One thing that is clear about Elagabalus is that he preferred men to
women. Indeed, there was only one "spouse"
he did not divorce, the charioteer Hierocles, a blond Greek slave from
Caria. Not only did Elagabalus behave in every respect as "wife" to Hierocles, but we are told that he
relished being beaten by him, and would contrive opportunities of being
caught in adulterous situations so that he could be guaranteed a beating in
consequence.
His religious rituals were as shocking to
traditional Roman values as was his personal conduct. Dio Cassius relates: "I
will not describe the barbaric chants which Sardanapalus (the emperor),
together with his mother and grandmother, chanted to Heliogabal (the god), or
the secret sacrifices that he offered to him, slaying boys and using charms, in fact actually
shutting up alive in the god's
temple a lion, a monkey and a snake, and throwing in among them human
genitals, and practicing other unholy rites, while he invariably wore
innumerable amulets."
Also troubling were his marriages, of which
there were at least three, and perhaps more than five. His first, in the summer
of 219, was to Julia Paula, an aristocratic lady who was the daughter of
the praetorian prefect Julius Paulus, and
the first of Elagabalus' several wives. Though magnificent games were
held, the marriage lasted barely more than a year, and they divorced late in
220.
Immediately thereafter, Elagabalus took the almost inconceivable
step of marrying Aquilia Severa, a Vestal
Virgin. As a member of the most solemn and holy of Roman religious
institutions, she had taken a vow of celibacy and was forbidden to marry. But
Elagabalus was the chief priest and chose to break that rule. To avoid more
trouble than already was raised, the wedding
was a low-key affair in which the sun-god Heliogabal represented was also
married to the Roman goddess Vesta.
Though the young emperor seems to have cared for Aquilia Severa
(indeed, she may have been the only woman
for whom he cared), the marriage failed in the summer of 221, perhaps at
the insistence of his grandmother, Maesa,
who arranged his subsequent marriage to her friend Annia Faustina, a much
older (she was 35 to 45 years old) noblewoman descended from the house of Marcus
Aurelius.
Elagabalus also repudiated the parallel
marriage of the gods Helioga-bal and Vesta, for he came to consider Vesta
an unsuitable consort for his own god. Instead, he re-married the god Heliogabal
to Venus Caelestis (Dea Caelestis), a lunar fertility goddess of Punic origin.

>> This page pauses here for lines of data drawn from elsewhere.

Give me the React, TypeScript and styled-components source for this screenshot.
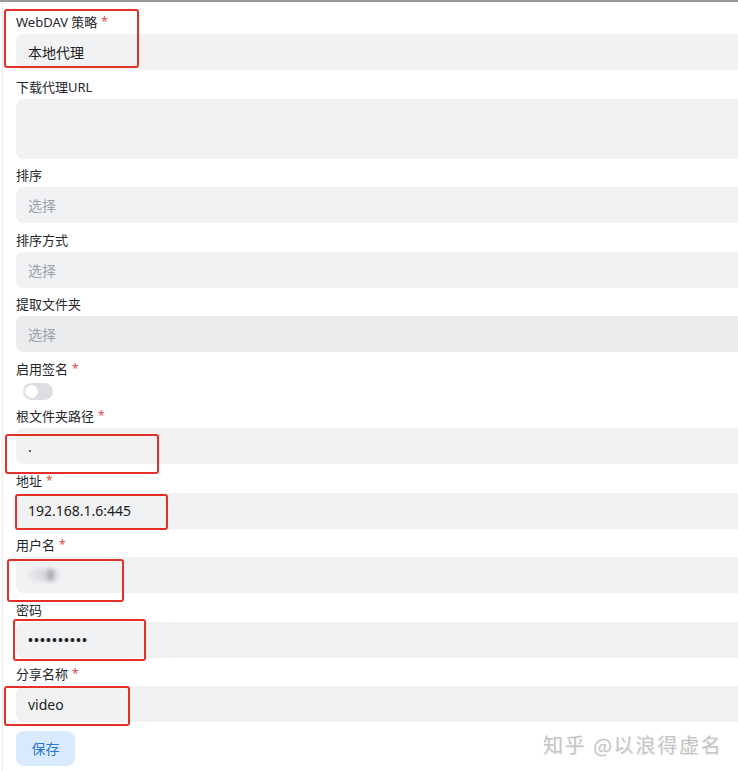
import React from "react";
import styled, { createGlobalStyle } from "styled-components";

const Global = createGlobalStyle`
  html, body { margin: 0; padding: 0; background: #fff; overflow: hidden; }
  body { font-family: "Noto Sans", "Noto Sans CJK SC", sans-serif; }
`;

const Page = styled.div`
  position: relative;
  width: 738px;
  height: 771px;
  overflow: hidden;
  border-top: 2px solid #9a9a9a;
  box-sizing: border-box;
  background: #fff;
  &::before {
    content: "";
    position: absolute;
    left: 2px;
    top: 0;
    bottom: 0;
    width: 1px;
    background: #ececec;
  }
`;

const Form = styled.div`
  display: flex;
  flex-direction: column;
  gap: 6.5px;
  padding: 10px 0 0 16px;
  width: 740px;
`;

const Field = styled.div`
  display: flex;
  flex-direction: column;
  gap: 2px;
`;

const Label = styled.div`
  font-family: "Noto Sans", "Noto Sans CJK SC", sans-serif;
  font-size: 13px;
  line-height: 20px;
  height: 20px;
  color: #24272b;
  display: flex;
  align-items: center;
`;

const Star = styled.span`
  color: #e5484d;
  margin-left: 4px;
  font-size: 12px;
`;

const Input = styled.div<{ $disabled?: boolean; $tall?: boolean }>`
  height: ${(p) => (p.$tall ? "60px" : "36px")};
  border-radius: 7px;
  background: ${(p) => (p.$disabled ? "#ebecee" : "#f1f2f4")};
  padding: 0 12px;
  display: flex;
  align-items: center;
  font-size: 14px;
  color: #1c1e21;
  box-sizing: border-box;
`;

const Placeholder = styled.span`
  color: #9ea3aa;
`;

const Dots = styled.span`
  letter-spacing: 1.1px;
  font-size: 13px;
  color: #1c1e21;
  font-weight: 700;
`;

const Blur = styled.span`
  display: inline-block;
  width: 32px;
  height: 12px;
  margin-left: 0;
  background: linear-gradient(90deg, #e9eaec, #d3d5d8 55%, #9a9c9f 72%, #d8dadd 85%, #eceef0);
  border-radius: 6px;
  filter: blur(2px);
`;

const Switch = styled.div`
  width: 30px;
  height: 17px;
  border-radius: 9px;
  background: #dcdee2;
  margin: 2px 0 0 7px;
  display: flex;
  align-items: center;
  padding: 2px;
  box-sizing: border-box;
  &::after {
    content: "";
    width: 13px;
    height: 13px;
    border-radius: 50%;
    background: #fff;
  }
`;

const SaveButton = styled.button`
  align-self: flex-start;
  margin-top: 2px;
  width: 59px;
  height: 35px;
  border: none;
  border-radius: 8px;
  background: #d8eafb;
  color: #2b77c8;
  font-family: "Noto Sans CJK SC", sans-serif;
  font-size: 14px;
  padding: 0;
`;

const Mark = styled.div<{ $x: number; $y: number; $w: number; $h: number }>`
  position: absolute;
  left: ${(p) => p.$x}px;
  top: ${(p) => p.$y}px;
  width: ${(p) => p.$w}px;
  height: ${(p) => p.$h}px;
  border: 2px solid #e3302b;
  border-radius: 3px;
  box-sizing: border-box;
  pointer-events: none;
`;

const Watermark = styled.div`
  position: absolute;
  left: 543px;
  top: 728px;
  font-family: "Noto Sans CJK SC", sans-serif;
  font-size: 20px;
  letter-spacing: 1.8px;
  color: #c4c4c4;
  text-shadow: 1px 1px 0 #f4f4f4;
  white-space: nowrap;
`;

type F = {
  label: string;
  req?: boolean;
  value?: React.ReactNode;
  placeholder?: string;
  disabled?: boolean;
  tall?: boolean;
};

const fields: F[] = [
  { label: "WebDAV 策略", req: true, value: "本地代理" },
  { label: "下载代理URL", tall: true },
  { label: "排序", placeholder: "选择" },
  { label: "排序方式", placeholder: "选择" },
  { label: "提取文件夹", placeholder: "选择", disabled: true },
];

const fields2: F[] = [
  { label: "根文件夹路径", req: true, value: "." },
  { label: "地址", req: true, value: "192.168.1.6:445" },
  { label: "用户名", req: true, value: <Blur /> },
  { label: "密码", value: <Dots>••••••••••</Dots> },
  { label: "分享名称", req: true, value: "video" },
];

const renderField = (f: F) => (
  <Field key={f.label}>
    <Label>
      {f.label}
      {f.req && <Star>*</Star>}
    </Label>
    <Input $disabled={f.disabled} $tall={f.tall}>
      {f.value}
      {f.placeholder && <Placeholder>{f.placeholder}</Placeholder>}
    </Input>
  </Field>
);

export default function App() {
  return (
    <>
      <Global />
      <Page>
        <Form>
          {fields.map(renderField)}
          <Field>
            <Label>
              启用签名<Star>*</Star>
            </Label>
            <Switch />
          </Field>
          {fields2.map(renderField)}
          <SaveButton>保存</SaveButton>
        </Form>
        <Mark $x={4} $y={7} $w={135} $h={59} />
        <Mark $x={5} $y={432} $w={154} $h={40} />
        <Mark $x={15} $y={492} $w={153} $h={36} />
        <Mark $x={7} $y={557} $w={117} $h={43} />
        <Mark $x={13} $y={617} $w={133} $h={42} />
        <Mark $x={4} $y={684} $w={126} $h={40} />
        <Watermark>知乎 @以浪得虚名</Watermark>
      </Page>
    </>
  );
}
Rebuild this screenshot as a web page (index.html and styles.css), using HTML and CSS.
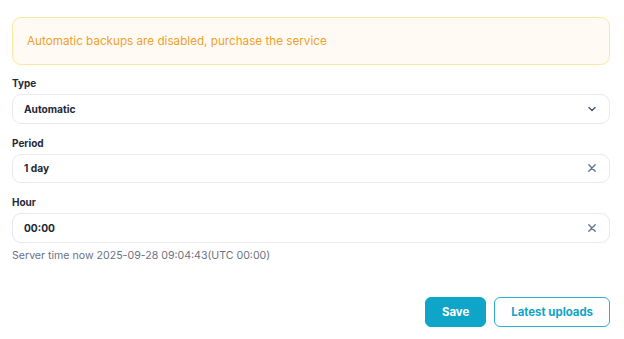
FILE: index.html
```html
<!DOCTYPE html>
<html lang="en">
<head>
<meta charset="utf-8">
<title>Backups</title>
<link rel="stylesheet" href="styles.css">
</head>
<body>
<div class="page">
    <div class="alert">Automatic backups are disabled, purchase the service</div>

    <div class="field">
        <label class="field-label">Type</label>
        <div class="control">
            <span class="control-value">Automatic</span>
            <!-- chevron -->
            <svg class="control-icon" width="10" height="10" viewBox="0 0 10 10" fill="none" stroke="#475569" stroke-width="1.4" stroke-linecap="round" stroke-linejoin="round">
                <path d="M2 3.5 L5 6.5 L8 3.5"/>
            </svg>
        </div>
    </div>

    <div class="field">
        <label class="field-label">Period</label>
        <div class="control">
            <span class="control-value">1 day</span>
            <svg class="control-icon" width="10" height="10" viewBox="0 0 10 10" fill="none" stroke="#64748b" stroke-width="1.4" stroke-linecap="round">
                <path d="M1.8 1.8 L8.2 8.2 M8.2 1.8 L1.8 8.2"/>
            </svg>
        </div>
    </div>

    <div class="field">
        <label class="field-label">Hour</label>
        <div class="control">
            <span class="control-value">00:00</span>
            <svg class="control-icon" width="10" height="10" viewBox="0 0 10 10" fill="none" stroke="#64748b" stroke-width="1.4" stroke-linecap="round">
                <path d="M1.8 1.8 L8.2 8.2 M8.2 1.8 L1.8 8.2"/>
            </svg>
        </div>
        <div class="hint">Server time now 2025-09-28 09:04:43(UTC 00:00)</div>
    </div>

    <div class="actions">
        <button class="btn btn-primary">Save</button>
        <button class="btn btn-outline">Latest uploads</button>
    </div>
</div>
</body>
</html>
```

FILE: styles.css
```css
body {
    margin: 0;
    padding: 0;
    background: #ffffff;
    font-family: Inter, "Noto Sans", sans-serif;
    color: #1f2937;
}
.page {
    padding: 17px 14px 0 12px;
}
.alert {
    height: 46px;
    display: flex;
    align-items: center;
    padding: 0 14px;
    border: 1px solid #fde7a0;
    border-radius: 9px;
    background: #fffbf4;
    color: #f0a02c;
    font-size: 11.7px;
}
.field {
    margin-top: 12px;
}
.alert + .field {
    margin-top: 11px;
}
.field-label {
    display: block;
    font-size: 10px;
    font-weight: 700;
    line-height: 15px;
    margin-bottom: 3px;
    color: #1f2937;
}
.control {
    height: 27.5px;
    display: flex;
    align-items: center;
    justify-content: space-between;
    padding: 0 12px 0 11px;
    border: 1px solid #e5e9f0;
    border-radius: 9px;
    background: #ffffff;
}
.control-value {
    font-size: 10.2px;
    font-weight: 700;
    color: #1f2937;
}
.control-icon {
    display: block;
}
.hint {
    margin-top: 5px;
    font-size: 10.6px;
    line-height: 16px;
    color: #6b7280;
}
.actions {
    display: flex;
    justify-content: flex-end;
    gap: 8px;
    margin-top: 33px;
}
.btn {
    height: 30px;
    padding: 0 16px;
    border-radius: 6px;
    font-family: Inter, "Noto Sans", sans-serif;
    font-size: 11.4px;
    font-weight: 700;
    cursor: pointer;
}
.btn-primary {
    background: #0ea5c8;
    border: 1px solid #0ea5c8;
    color: #ffffff;
}
.btn-outline {
    background: #ffffff;
    border: 1px solid #2bb0d2;
    color: #0ea5c8;
}
```
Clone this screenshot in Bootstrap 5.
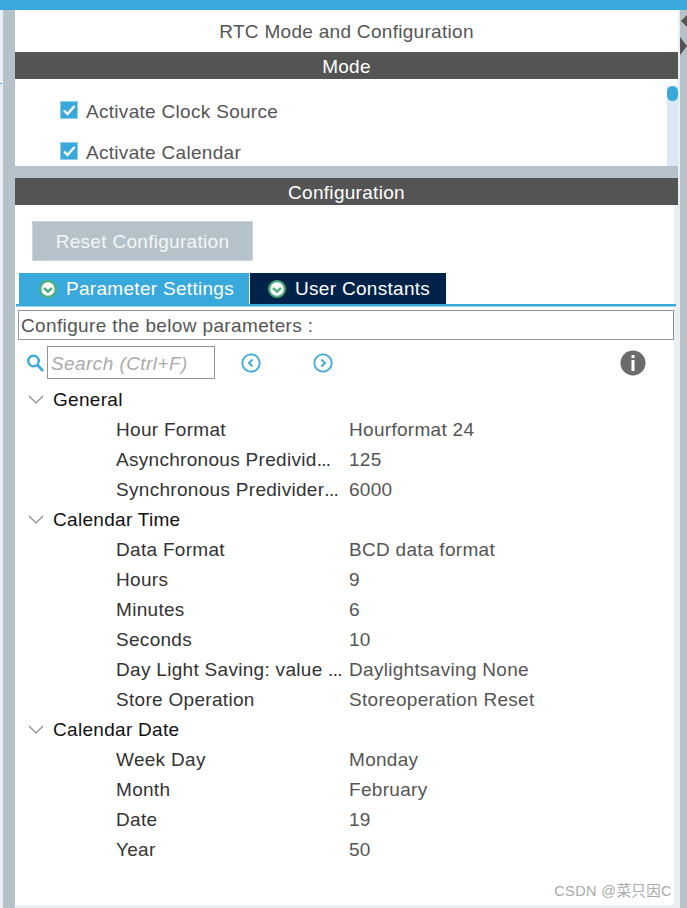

Along with the new marriages, Maesa also engineered the assassination of Annia
Faustina's husband and raised Elagabalus' 13-year-old cousin, Severus
Alexander, to the rank of Caesar on June 26, 221.
All of these changes failed to please the insatiable emperor, and within a few
months (late in 221) he divorced Annia Faustina and
returned immediately to Aquilia Severa.
Maesa's effort to stabilize her wild grandson's regime had failed. Elagabalus
and Aquilia Severa were married for a second time, though the celestial
marriage between Heliogabal to Venus
Caelestis remained unbroken. Aquilia Severa remained Elagabalus' wife
until his murder less than six months later.
Especially troubling to Elagabalus was the rivalry of his popular
cousin, Severus Alexander. Elagabalus' own
mother, Soaemias, did not get along with her sister, Julia Mamaea, the mother of
Severus Alexander, and thus the rivalry took on an internal dimension as
well. Quietly overseeing the whole affair was the boys' grandmother, Maesa, who must have favored
the mild-mannered Severus Alexander as a desirable option to the
inflammatory Elagabalus.
The nine months between when Severus Alexander was hailed Caesar
and when Elagabalus was murdered were treacherous ones for Mamaea and
Alexander. The popularity the young heir enjoyed with the soldiers
did bode well for his future, but also
caused Elagabalus to try (unsuccessfully) on several occasions to have
him assassinated.
Early in 222, Mamaea and Maesa convinced the praetorian guardsmen to murder
Elagabalus and Soaemias. The event occurred on March 11, 222, after Elagabalus
demanded that his cousin be stripped of his title, and the praetorians did not
obey his order. Instead, they murdered Elagabalus and his mother, Soaemias.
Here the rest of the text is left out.